And no, don’t ask me for examples, because right now I don’t have one running through my head.

I will also straight up admit that I must be very odd in my relationship with text, because I never understand why anyone highlights or clips certain excerpts from books. When I got my latest kindle, I had the “show other people’s markings” setting on and couldn’t figure out how to turn it off. This made me glare a lot, as I couldn’t figure out why people were highlighting completely mundane sentences. Of course, it’s entirely possible that all these highlights and clipping of sentences happen the way they happen to me: Kindle starts falling, grab it with my off hand, and suddenly I’ve saved a clipping of “Hi, I am looking for my cat” as though it were some kind of life altering message. (As is, I had to turn the dictionary off, otherwise, by the same process, I was continuously having the meaning of “hand” or “parasol” explained to me.)

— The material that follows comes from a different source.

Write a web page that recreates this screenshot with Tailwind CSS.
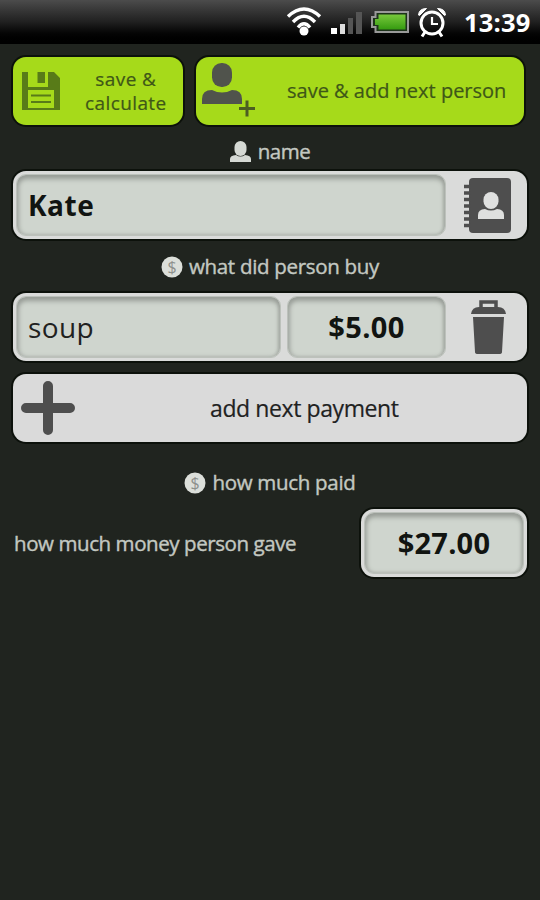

However, I find that my love of words gets me in deep trouble. Mostly when I’m tired/busy and therefore reading Austen fanfic, I’ll admit, although I’ve started catching the same problems in non fanfic books ranging from romance to mystery and even the occasional fantasy and science fiction. (It’s not that science fiction authors are better, understand. It’s just that we’re geeks, and therefore more likely to try to get the details right.)

These problems are best described as “taking a silly turn at the vocabulary tree.” My younger son writes very competently, but in speaking tends to grab the nearest word and shove it in place of the right one. I think because his brain works too fast, and he doesn’t want to lose track of the sentence, so he shoves the first word to cross his mind in the place of “something like.” (This is how he one day told us when he died he wanted to be crucified. Our reaction was “what, in the front yard? The neighbors will talk.” Turned out he – of course — meant cremated. It’s just was well it was that substitution. It could easily have been crimped, honestly.)

Today’s ARGH was someone who insists on using “donned” instead of “dressed.” I have no clue why. Maybe she thinks it’s more period language. But we get things like “People were donned in last year fashions.” While last year fashions in dresses can be donned, and people can don dresses, people cannot be donned. I keep imagining all these people as Edgar Suits, from Men in Black.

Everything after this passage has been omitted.